Bru; The philosophy of the brewery is to produce not only great tasting Irish craft beer, but that they are also 100% naturally brewed and chemical free.
Olivia Duff officially launched the Boyne Valley Food Series 2015 by inviting producers and restaurateurs to tell their stories and promote their businesses. Over the past couple of years over 50 food related businesses have come together to hold events over the course of the Summer months.
So on to the evening itself; there was a Pre-Dinner Drinks Reception with Stameen Farm Apple Juice, Dan Kelly’s Cider, Red Headed Ale, Coole Swan, Bru and Slane Castle whiskey. It was a first outing for Harvest Brewhouse Red Headed Ale, the drinks were from the first barrel of beer to be produced!
Locally produced drinks
The drinks were accompanied by extremely tasty (I sooooo wanted more) canapés;
Spinach and Boyne Valley Blue Cheese served with cranberries
Feta Cheese, Sundried tomato and pesto
Whole Hogg Sausages in Brioche served with sour cream
Morgan’s Fine Fish mini Salmon bagels with onion marmalade
To say that I was excited by the time we actually sat down for dinner is an understatement! The room was beautifully decked out, and throughout the evening blasts of the Corrs and Riverdance could be heard. To start us off, we had a selection of freshly baked breads from Slane Bake with Newgrange Gold oils and Blast and Wilde butters. All three producers are dear to my heart, so I knew I’d enjoy picking away (and I did)!
The starter was an assiette of Irish salmon, beetroot gravadlax, ballotine, seaweed roulade from Morgans Fine Fish. It was simply stunning; so fresh and light that it convinced me that I’d be well able to munch my way through the next six courses!
Now I’m not a soup fan and I’m not a mushroom fan, so I wasn’t really looking forward to the next course… However, the Kerrigan’s mushroom soup with mushroom wontons was delicious. It was smooth and rich and beautifully accompanied by Slane Bake breads and Blást Wild Irish Garlic & Pesto butter.
What came next was the highlight of my night, Burke’s farm blood orange sorbet. The refreshing treat held the amazing flavour of the seasonal fruit really well. I immediatley jumped onto their Facebook page to beg for a 50 litre tub!

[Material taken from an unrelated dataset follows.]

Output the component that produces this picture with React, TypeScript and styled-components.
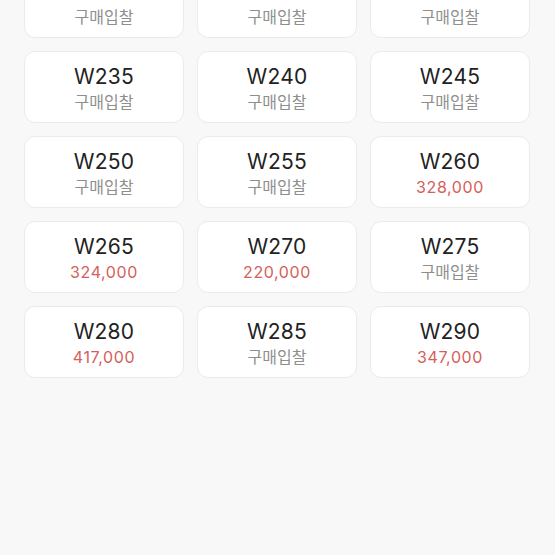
import styled, { createGlobalStyle } from 'styled-components';

const GlobalStyle = createGlobalStyle`
  html, body {
    margin: 0;
    padding: 0;
    background: #f8f8f8;
    overflow: hidden;
  }
  body {
    font-family: Inter, "Noto Sans CJK KR", "Noto Sans", sans-serif;
    -webkit-font-smoothing: antialiased;
  }
`;

const Page = styled.div`
  width: 555px;
  height: 555px;
  background: #f8f8f8;
  overflow: hidden;
`;

const SizeGrid = styled.ul`
  list-style: none;
  margin: -34px 0 0;
  padding: 0 25px 0 24px;
  display: grid;
  grid-template-columns: repeat(3, 160px);
  column-gap: 13px;
  row-gap: 13px;
`;

const SizeCard = styled.li`
  box-sizing: border-box;
  height: 72px;
  background: #fff;
  border: 1px solid #ebebeb;
  border-radius: 11px;
  display: flex;
  flex-direction: column;
  align-items: center;
  justify-content: center;
  padding-top: 2px;
`;

const SizeLabel = styled.span`
  font-size: 21px;
  line-height: 24px;
  color: #222;
  letter-spacing: 0.2px;
`;

const Price = styled.span<{ $bid?: boolean }>`
  font-size: 16px;
  line-height: 20px;
  margin-top: 3px;
  letter-spacing: ${(p) => (p.$bid ? '0' : '0.6px')};
  color: ${(p) => (p.$bid ? '#8e8e8e' : '#d4605b')};
`;

interface SizeItem {
  size: string;
  price?: string;
}

const items: Array<SizeItem> = [
  { size: 'W220' },
  { size: 'W225' },
  { size: 'W230' },
  { size: 'W235' },
  { size: 'W240' },
  { size: 'W245' },
  { size: 'W250' },
  { size: 'W255' },
  { size: 'W260', price: '328,000' },
  { size: 'W265', price: '324,000' },
  { size: 'W270', price: '220,000' },
  { size: 'W275' },
  { size: 'W280', price: '417,000' },
  { size: 'W285' },
  { size: 'W290', price: '347,000' },
];

const App = () => {
  return (
    <>
      <GlobalStyle />
      <Page>
        <SizeGrid>
          {items.map((item) => (
            <SizeCard key={item.size}>
              <SizeLabel>{item.size}</SizeLabel>
              {item.price ? (
                <Price>{item.price}</Price>
              ) : (
                <Price $bid>구매입찰</Price>
              )}
            </SizeCard>
          ))}
        </SizeGrid>
      </Page>
    </>
  );
};

export default App;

The main courses consisted of braised pork belly, black pudding, Bellingham blue cheese, sweet potato fondant and a bittersweet sauce, (produced by The Whole Hoggs, Dan Kelly’s Cider, Glyde Farm and Meade Potatoes). Or a pan fried cod, crab risotto, spring onions, bisque sauce produced by Morgans Fine Fish. Both mains were served with farm fresh carrots, cabbage and swede and baby roasters from Meade Potatoes. The majority of guests opted for the pork belly (as I did), and it didn’t disappoint. I loved the black pudding which seemed to have a hint of cumin through it, which cut through the rich pork belly perfectly.
The dessert was a slightly warm coconut rice pudding, exotic fruits, with Burke’s Farm bitter chocolate sorbet. The rice pudding was almost set like a cake and was complimented perfectly by mango and pineapple along with the dark, bitter chocolate. As a fellow guest commented, it had a slight “Bounty flavour” about it.
With bowls cleared away, a board of local cheeses was produced; Boyne Valley Blue, Bellingham Blue and Glebe Brethan were served with Sheridan’s crackers and chutney and Lannléire honey.
Finally, there was tea and coffee along with chocolates by Chez Emily. These little petit fours were just fabulous, I’ll definitely be visiting the local shop.
As if all that weren’t quite enough, there was a final round of Coole Swan. I must admit that I’d never tasted the liqueur before last Friday night, how did I miss out on it? As their little card says “Chocolate for pleasure, Coole Swan forever”, agreed!
It was an unforgettable evening; I’m extremely proud to live in the Boyne Valley region, with its rich heritage and history and its magnificent produce.